- Goal of the exercise: Quote all lines below exactly. Images stay out.

- Data shown:
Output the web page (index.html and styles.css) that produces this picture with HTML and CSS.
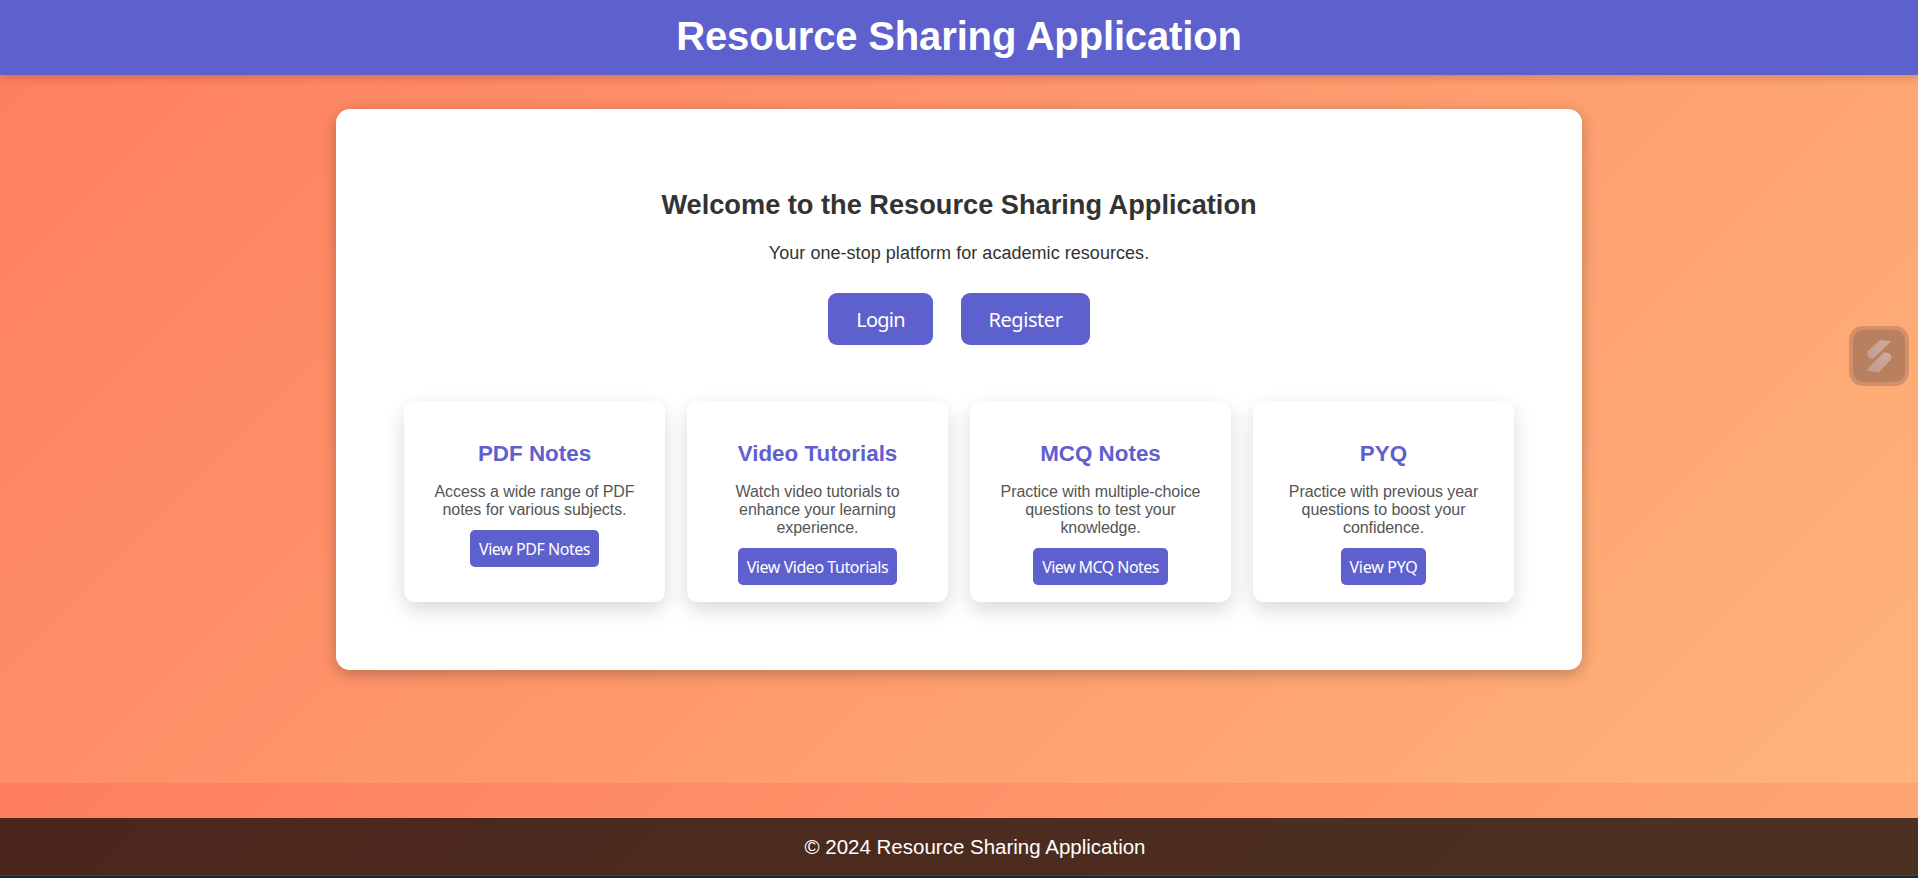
FILE: index.html
```html
<!DOCTYPE html>
<html lang="en">
<head>
<meta charset="utf-8">
<title>Resource Sharing Application</title>
<link rel="stylesheet" href="styles.css">
</head>
<body>
<header class="header"><h1 class="header-title">Resource Sharing Application</h1></header>
<main class="main">
  <section class="panel">
    <h2 class="welcome">Welcome to the Resource Sharing Application</h2>
    <p class="tagline">Your one-stop platform for academic resources.</p>
    <div class="actions">
      <a class="btn login">Login</a>
      <a class="btn register">Register</a>
    </div>
    <div class="cards">
      <article class="card"><h3 class="card-title">PDF Notes</h3><p class="card-text">Access a wide range of PDF<br>notes for various subjects.</p><a class="view view-pdf">View PDF Notes</a></article>
      <article class="card"><h3 class="card-title">Video Tutorials</h3><p class="card-text">Watch video tutorials to<br>enhance your learning<br>experience.</p><a class="view view-video">View Video Tutorials</a></article>
      <article class="card"><h3 class="card-title">MCQ Notes</h3><p class="card-text">Practice with multiple-choice<br>questions to test your<br>knowledge.</p><a class="view view-mcq">View MCQ Notes</a></article>
      <article class="card"><h3 class="card-title">PYQ</h3><p class="card-text">Practice with previous year<br>questions to boost your<br>confidence.</p><a class="view view-pyq">View PYQ</a></article>
    </div>
  </section>
</main>
<footer class="footer">© 2024 Resource Sharing Application</footer>
<div class="edge"></div>
<div class="widget">
  <svg class="widget-icon" width="26" height="34" viewBox="0 0 26 34">
    <defs><linearGradient id="g" x1="1" y1="0" x2="0" y2="1"><stop offset="0" stop-color="#d3aa98"/><stop offset="1" stop-color="#bf9c94"/></linearGradient></defs>
    <path fill="url(#g)" d="M14 1 25 2.200 8.500 18.800Q7 20.200 5 19.500 1 18 1 14.500 1 13 2.500 11.500Z"/>
    <path fill="url(#g)" d="M12.500 33.500 .5 31.200 15.500 15.500Q17 13.500 19 13.500 25.500 14 25.500 18 25.500 20 24 21.500Z"/>
  </svg>
</div>
</body>
</html>
```

FILE: styles.css
```css
* { box-sizing: border-box; }
html { height: 100%; background: linear-gradient(135deg, #ff7e5f, #feb47b) 0 0 / 100% 783px repeat-y; }
body {
  margin: 0;
  height: 878px;
  overflow: hidden;
  display: flex;
  flex-direction: column;
  font-family: "Liberation Sans", Arial, sans-serif;
  color: #333;
  text-align: center;
}
.header {
  height: 75px;
  flex: none;
  display: flex;
  justify-content: center;
  background: #5e60ce;
  box-shadow: 0 4px 8px rgba(0, 0, 0, .15);
}
.header-title { margin: 0; font-size: 40px; line-height: 73px; letter-spacing: -.15px; color: #fff; }
.main { flex: 1; padding-top: 34px; }
.panel {
  width: 1246px;
  height: 561px;
  margin: 0 auto;
  padding: 79px 68px 0;
  background: #fff;
  border-radius: 14px;
  box-shadow: 0 4px 15px rgba(0, 0, 0, .25);
}
.welcome { margin: 0; font-size: 27.2px; line-height: 34px; }
.tagline { margin: 20px 0 0; font-size: 18px; line-height: 22px; letter-spacing: .04px; }
.actions { display: flex; justify-content: center; gap: 28px; margin-top: 29px; }
.btn {
  height: 52px;
  border-radius: 9px;
  background: #5e60ce;
  color: #fff;
  font: 20px/54px "Noto Sans", sans-serif;
}
.login { width: 105px; letter-spacing: -.8px; }
.register { width: 129px; letter-spacing: -.45px; }
.cards { display: grid; grid-template-columns: repeat(4, 261px); gap: 22px; margin-top: 56px; }
.card {
  height: 201px;
  padding-top: 39px;
  background: #fff;
  border-radius: 11px;
  box-shadow: 0 8px 20px rgba(0, 0, 0, .15);
}
.card-title { margin: 0; font-size: 22.4px; line-height: 28px; color: #5e60ce; }
.card-text { margin: 15px 0 11px; font-size: 16px; line-height: 18px; letter-spacing: -.07px; color: #555; }
.view {
  display: block;
  height: 37px;
  margin: 0 auto;
  border-radius: 5px;
  background: #5e60ce;
  color: #fff;
  font: 16px/38px "Noto Sans", sans-serif;
  letter-spacing: -.45px;
  white-space: nowrap;
}
.view-pdf { width: 129px; }
.view-video { width: 159px; }
.view-mcq { width: 135px; letter-spacing: -.55px; }
.view-pyq { width: 85px; letter-spacing: -.25px; }
.footer {
  height: 57px;
  flex: none;
  padding-left: 32px;
  background: rgba(0, 0, 0, .7);
  color: #fff;
  font-size: 20.5px;
  line-height: 58px;
}
.edge { height: 3px; flex: none; background: #132839; border-top: 1px solid #384549; }
.widget {
  position: absolute;
  left: 1849px;
  top: 326px;
  width: 60px;
  height: 60px;
  display: flex;
  align-items: center;
  justify-content: center;
  border: 4px solid #d3906a;
  border-radius: 14px;
  background: #b98060;
}
```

- Solved exercise:
Output the web page (index.html and styles.css) that produces this picture with HTML and CSS.
FILE: index.html
```html
<!DOCTYPE html>
<html lang="en">
<head>
<meta charset="utf-8">
<title>Resource Sharing Application</title>
<link rel="stylesheet" href="styles.css">
</head>
<body>
<header class="header"><h1 class="header-title">Resource Sharing Application</h1></header>
<main class="main">
  <section class="panel">
    <h2 class="welcome">Welcome to the Resource Sharing Application</h2>
    <p class="tagline">Your one-stop platform for academic resources.</p>
    <div class="actions">
      <a class="btn login">Login</a>
      <a class="btn register">Register</a>
    </div>
    <div class="cards">
      <article class="card"><h3 class="card-title">PDF Notes</h3><p class="card-text">Access a wide range of PDF<br>notes for various subjects.</p><a class="view view-pdf">View PDF Notes</a></article>
      <article class="card"><h3 class="card-title">Video Tutorials</h3><p class="card-text">Watch video tutorials to<br>enhance your learning<br>experience.</p><a class="view view-video">View Video Tutorials</a></article>
      <article class="card"><h3 class="card-title">MCQ Notes</h3><p class="card-text">Practice with multiple-choice<br>questions to test your<br>knowledge.</p><a class="view view-mcq">View MCQ Notes</a></article>
      <article class="card"><h3 class="card-title">PYQ</h3><p class="card-text">Practice with previous year<br>questions to boost your<br>confidence.</p><a class="view view-pyq">View PYQ</a></article>
    </div>
  </section>
</main>
<footer class="footer">© 2024 Resource Sharing Application</footer>
<div class="edge"></div>
<div class="widget">
  <svg class="widget-icon" width="26" height="34" viewBox="0 0 26 34">
    <defs><linearGradient id="g" x1="1" y1="0" x2="0" y2="1"><stop offset="0" stop-color="#d3aa98"/><stop offset="1" stop-color="#bf9c94"/></linearGradient></defs>
    <path fill="url(#g)" d="M14 1 25 2.200 8.500 18.800Q7 20.200 5 19.500 1 18 1 14.500 1 13 2.500 11.500Z"/>
    <path fill="url(#g)" d="M12.500 33.500 .5 31.200 15.500 15.500Q17 13.500 19 13.500 25.500 14 25.500 18 25.500 20 24 21.500Z"/>
  </svg>
</div>
</body>
</html>
```

FILE: styles.css
```css
* { box-sizing: border-box; }
html { height: 100%; background: linear-gradient(135deg, #ff7e5f, #feb47b) 0 0 / 100% 783px repeat-y; }
body {
  margin: 0;
  height: 878px;
  overflow: hidden;
  display: flex;
  flex-direction: column;
  font-family: "Liberation Sans", Arial, sans-serif;
  color: #333;
  text-align: center;
}
.header {
  height: 75px;
  flex: none;
  display: flex;
  justify-content: center;
  background: #5e60ce;
  box-shadow: 0 4px 8px rgba(0, 0, 0, .15);
}
.header-title { margin: 0; font-size: 40px; line-height: 73px; letter-spacing: -.15px; color: #fff; }
.main { flex: 1; padding-top: 34px; }
.panel {
  width: 1246px;
  height: 561px;
  margin: 0 auto;
  padding: 79px 68px 0;
  background: #fff;
  border-radius: 14px;
  box-shadow: 0 4px 15px rgba(0, 0, 0, .25);
}
.welcome { margin: 0; font-size: 27.2px; line-height: 34px; }
.tagline { margin: 20px 0 0; font-size: 18px; line-height: 22px; letter-spacing: .04px; }
.actions { display: flex; justify-content: center; gap: 28px; margin-top: 29px; }
.btn {
  height: 52px;
  border-radius: 9px;
  background: #5e60ce;
  color: #fff;
  font: 20px/54px "Noto Sans", sans-serif;
}
.login { width: 105px; letter-spacing: -.8px; }
.register { width: 129px; letter-spacing: -.45px; }
.cards { display: grid; grid-template-columns: repeat(4, 261px); gap: 22px; margin-top: 56px; }
.card {
  height: 201px;
  padding-top: 39px;
  background: #fff;
  border-radius: 11px;
  box-shadow: 0 8px 20px rgba(0, 0, 0, .15);
}
.card-title { margin: 0; font-size: 22.4px; line-height: 28px; color: #5e60ce; }
.card-text { margin: 15px 0 11px; font-size: 16px; line-height: 18px; letter-spacing: -.07px; color: #555; }
.view {
  display: block;
  height: 37px;
  margin: 0 auto;
  border-radius: 5px;
  background: #5e60ce;
  color: #fff;
  font: 16px/38px "Noto Sans", sans-serif;
  letter-spacing: -.45px;
  white-space: nowrap;
}
.view-pdf { width: 129px; }
.view-video { width: 159px; }
.view-mcq { width: 135px; letter-spacing: -.55px; }
.view-pyq { width: 85px; letter-spacing: -.25px; }
.footer {
  height: 57px;
  flex: none;
  padding-left: 32px;
  background: rgba(0, 0, 0, .7);
  color: #fff;
  font-size: 20.5px;
  line-height: 58px;
}
.edge { height: 3px; flex: none; background: #132839; border-top: 1px solid #384549; }
.widget {
  position: absolute;
  left: 1849px;
  top: 326px;
  width: 60px;
  height: 60px;
  display: flex;
  align-items: center;
  justify-content: center;
  border: 4px solid #d3906a;
  border-radius: 14px;
  background: #b98060;
}
```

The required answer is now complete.